April 17, 2026 · 9 min read

You have a credit card statement PDF and need the transactions in a spreadsheet. Maybe you are tracking expenses, preparing for tax season, or reconciling charges against receipts. Whatever the reason, credit card statements are not designed to be easy to work with outside the PDF itself.

This guide covers four ways to get your credit card transactions into Excel or CSV, starting with the simplest option.

1. Download Directly from Your Credit Card Provider

Before converting anything, check whether your card issuer already lets you download transactions in a spreadsheet format. Most major providers offer CSV or Excel exports through their online banking portal.

Here is where to find this option for the largest U.S. issuers:

Chase: Log in at chase.com, go to your credit card account, and look for "Download account activity" near your transaction list. You can choose CSV or Excel format and set a custom date range. Chase also offers QFX and QBO formats for Quicken and QuickBooks users.

American Express: Log in, go to "Statements & Activity," and click on "Custom Date Range." Enter your dates, click Search, then click Download. Select CSV and check the box to include additional transaction details. Amex lets you download up to two years of transaction history.

Capital One: Log in at capitalone.com, select your credit card account, and click "Download Transactions" near the top of the transaction list. Set your date range and choose CSV as the format.

Bank of America: On your credit card page, find the "Download" link above the transaction list. Select your date range, choose "Microsoft Excel Format," and click "Download Transactions." Note that Bank of America may limit downloads to shorter date ranges, so you might need to download in chunks for a full year of data.

Citi: Log in and navigate to your credit card's Transactions or Activity page. Look for a "Download" or "Export" option. Citi supports CSV exports from the desktop site.

Discover: Log in and go to your account activity. Look for the download or export option. Be careful to select the transaction export rather than the PDF statement download, as Discover places both options in the same area.

Limitations of direct downloads

These exports give you transaction activity, not the complete statement. You will typically get dates, descriptions, and amounts, but not things like interest charges, fee breakdowns, reward summaries, or opening and closing balances. If you need those details, you will need to work with the PDF statement itself.

Also, most providers limit how far back you can download. Amex offers about two years. Others may offer 12 to 18 months. For older statements, the PDF is often your only option.

If your provider offers a direct download that covers the period you need, use it. It is the most reliable method since the data comes straight from the source.

2. Use a Converter Tool

When you need data from a PDF statement, whether because the direct download does not go back far enough or because you need the full statement details, a converter tool can extract the transactions for you.

These tools read the PDF and pull out the structured transaction data. You upload the file, the tool processes it, and you download the result as Excel or CSV. Some use OCR (optical character recognition) for scanned documents, while others use AI to interpret the document layout.

Bankonomic is one option.

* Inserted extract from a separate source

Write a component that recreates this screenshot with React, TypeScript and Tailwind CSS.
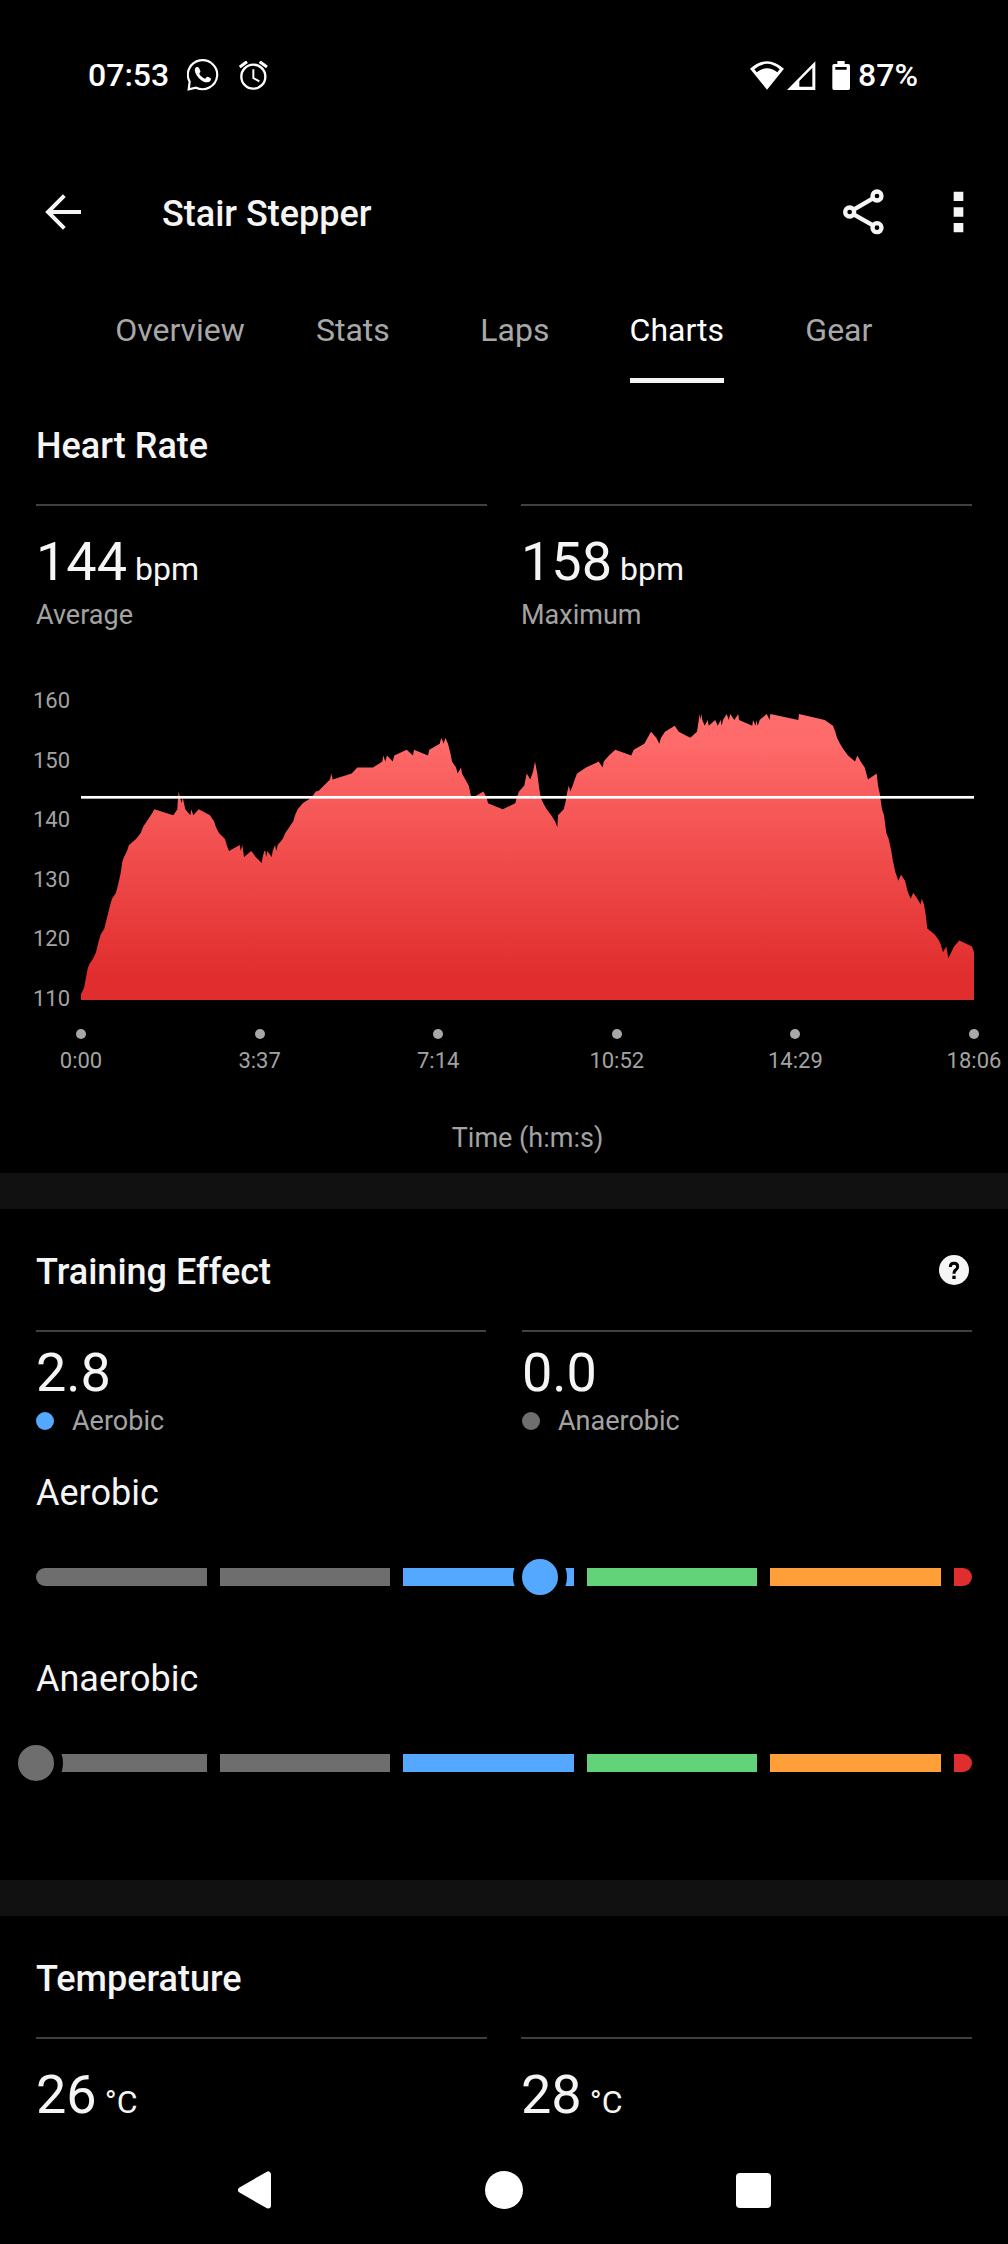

Upload a credit card statement PDF, and it extracts the transactions into a spreadsheet. It handles both digital and scanned PDFs and includes an editor for reviewing transactions before export.

If you have already read our guide to converting bank statements, the process is essentially the same. Credit card statements follow similar structures, with a list of transactions that include dates, descriptions, and amounts.

When choosing a converter tool, there are a few things to keep in mind:

  • Accuracy. Financial data needs to be correct. Look for tools that let you review and edit results before exporting.
  • Format support. Make sure the tool handles your file type. Most credit card statements are PDF, but some people work with scanned paper statements (images).
  • Security. You are uploading financial documents. Check whether the service uses encrypted connections and what their data retention policy is.
  • Cost. Some tools offer free tiers for low volume. Compare pricing if you process statements regularly.

3. Use Excel Power Query

If you prefer to work locally without uploading files to a third-party service, Power Query can import tables directly from PDF files. This is a good option for technical users who prefer to keep everything within Excel.

Requirements

Power Query's PDF connector is available in Excel for Microsoft 365, Excel 2019, and Excel 2016 (Professional Plus editions) on Windows. It is not available in Excel for Mac.

Step-by-step instructions

  1. Open Excel and go to the Data tab on the ribbon.
  2. Click Get Data, then From File, then From PDF.
  3. Browse to your credit card statement PDF and click Import.
  4. The Navigator window will appear, showing tables and pages that Power Query detected in the document. Click through each one to preview the data.
  5. Select the table that contains your transactions. If you need data from multiple tables, check "Select multiple items" first.
  6. Click Transform Data to open the Power Query Editor.
  7. Clean up the data:
    • Click the table icon in the top-left of the first column and select "Use First Row as Headers" if your column headers were imported as a data row.
    • Remove unnecessary columns by right-clicking the column header and selecting "Remove."
    • Fix any data types by clicking the icon next to each column header (for example, change text columns containing amounts to a decimal number type).
  8. Click Close & Load to import the cleaned data into your Excel worksheet.

When this works well

Power Query does a good job with credit card statements that have clean, consistent table layouts. If the PDF was generated digitally (not scanned), the tables are usually detected accurately.

When it does not

Power Query struggles with scanned PDFs, statements that span multiple pages with repeated headers, and documents where the table structure is inconsistent. It also cannot handle image-based PDFs at all since it relies on embedded text, not OCR.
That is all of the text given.